→ **Given data**
— begin —

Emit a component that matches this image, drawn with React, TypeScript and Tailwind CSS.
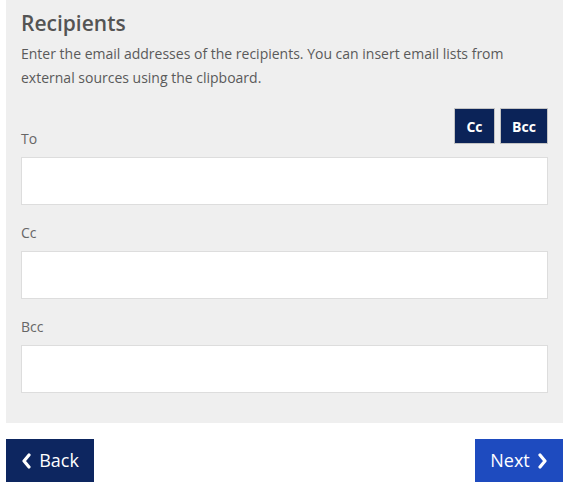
import React from "react";

const font = { fontFamily: '"Open Sans", "Noto Sans", sans-serif' };

function Field({ label }: { label: string }) {
  return (
    <div className="flex flex-col">
      <div className="h-[46px] flex items-end pb-[8px] text-[14px] leading-[20px] text-[#666]">{label}</div>
      <div className="h-[48px] bg-white border border-[#dddddd]" />
    </div>
  );
}

export default function App() {
  return (
    <div className="w-[572px] h-[500px] bg-white" style={font}>
      <div className="ml-[6px] w-[557px] bg-[#efefef] px-[15px] pt-[8px] pb-[30px]">
        <h2 className="text-[21px] leading-[30px] font-semibold text-[#545454]">Recipients</h2>
        <p className="mt-[4px] text-[14px] leading-[24px] text-[#5a5a5a]">
          Enter the email addresses of the recipients. You can insert email lists from external sources using the clipboard.
        </p>
        <div className="mt-[18px] flex items-end justify-between">
          <div className="text-[14px] leading-[20px] text-[#666] mb-[-5px]">To</div>
          <div className="flex gap-[5px]">
            <button className="w-[41px] h-[36px] bg-[#0b2358] border border-[#c4c4c4] text-white text-[14px] font-bold">Cc</button>
            <button className="w-[48px] h-[36px] bg-[#0b2358] border border-[#c4c4c4] text-white text-[14px] font-bold">Bcc</button>
          </div>
        </div>
        <div className="mt-[13px] h-[48px] bg-white border border-[#dddddd]" />
        <Field label="Cc" />
        <Field label="Bcc" />
      </div>
      <div className="ml-[6px] w-[557px] mt-[16px] flex justify-between">
        <button className="w-[88px] h-[43px] bg-[#0d2660] text-white text-[18px] flex items-center justify-center gap-[7px]">
          <svg width="11" height="16" viewBox="0 0 11 16">
            <polyline points="8,2 3,8 8,14" fill="none" stroke="white" strokeWidth="3.2" strokeLinecap="round" strokeLinejoin="round" />
          </svg>
          <span>Back</span>
        </button>
        <button className="w-[88px] h-[43px] bg-[#1e4bbf] text-white text-[18px] flex items-center justify-center gap-[7px]">
          <span>Next</span>
          <svg width="11" height="16" viewBox="0 0 11 16">
            <polyline points="3,2 8,8 3,14" fill="none" stroke="white" strokeWidth="3.2" strokeLinecap="round" strokeLinejoin="round" />
          </svg>
        </button>
      </div>
    </div>
  );
}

— end —

→ **What is asked**
Set the data above down again exactly as given, with no pictures.

→ **Exercise response**
Emit a component that matches this image, drawn with React, TypeScript and Tailwind CSS.
import React from "react";

const font = { fontFamily: '"Open Sans", "Noto Sans", sans-serif' };

function Field({ label }: { label: string }) {
  return (
    <div className="flex flex-col">
      <div className="h-[46px] flex items-end pb-[8px] text-[14px] leading-[20px] text-[#666]">{label}</div>
      <div className="h-[48px] bg-white border border-[#dddddd]" />
    </div>
  );
}

export default function App() {
  return (
    <div className="w-[572px] h-[500px] bg-white" style={font}>
      <div className="ml-[6px] w-[557px] bg-[#efefef] px-[15px] pt-[8px] pb-[30px]">
        <h2 className="text-[21px] leading-[30px] font-semibold text-[#545454]">Recipients</h2>
        <p className="mt-[4px] text-[14px] leading-[24px] text-[#5a5a5a]">
          Enter the email addresses of the recipients. You can insert email lists from external sources using the clipboard.
        </p>
        <div className="mt-[18px] flex items-end justify-between">
          <div className="text-[14px] leading-[20px] text-[#666] mb-[-5px]">To</div>
          <div className="flex gap-[5px]">
            <button className="w-[41px] h-[36px] bg-[#0b2358] border border-[#c4c4c4] text-white text-[14px] font-bold">Cc</button>
            <button className="w-[48px] h-[36px] bg-[#0b2358] border border-[#c4c4c4] text-white text-[14px] font-bold">Bcc</button>
          </div>
        </div>
        <div className="mt-[13px] h-[48px] bg-white border border-[#dddddd]" />
        <Field label="Cc" />
        <Field label="Bcc" />
      </div>
      <div className="ml-[6px] w-[557px] mt-[16px] flex justify-between">
        <button className="w-[88px] h-[43px] bg-[#0d2660] text-white text-[18px] flex items-center justify-center gap-[7px]">
          <svg width="11" height="16" viewBox="0 0 11 16">
            <polyline points="8,2 3,8 8,14" fill="none" stroke="white" strokeWidth="3.2" strokeLinecap="round" strokeLinejoin="round" />
          </svg>
          <span>Back</span>
        </button>
        <button className="w-[88px] h-[43px] bg-[#1e4bbf] text-white text-[18px] flex items-center justify-center gap-[7px]">
          <span>Next</span>
          <svg width="11" height="16" viewBox="0 0 11 16">
            <polyline points="3,2 8,8 3,14" fill="none" stroke="white" strokeWidth="3.2" strokeLinecap="round" strokeLinejoin="round" />
          </svg>
        </button>
      </div>
    </div>
  );
}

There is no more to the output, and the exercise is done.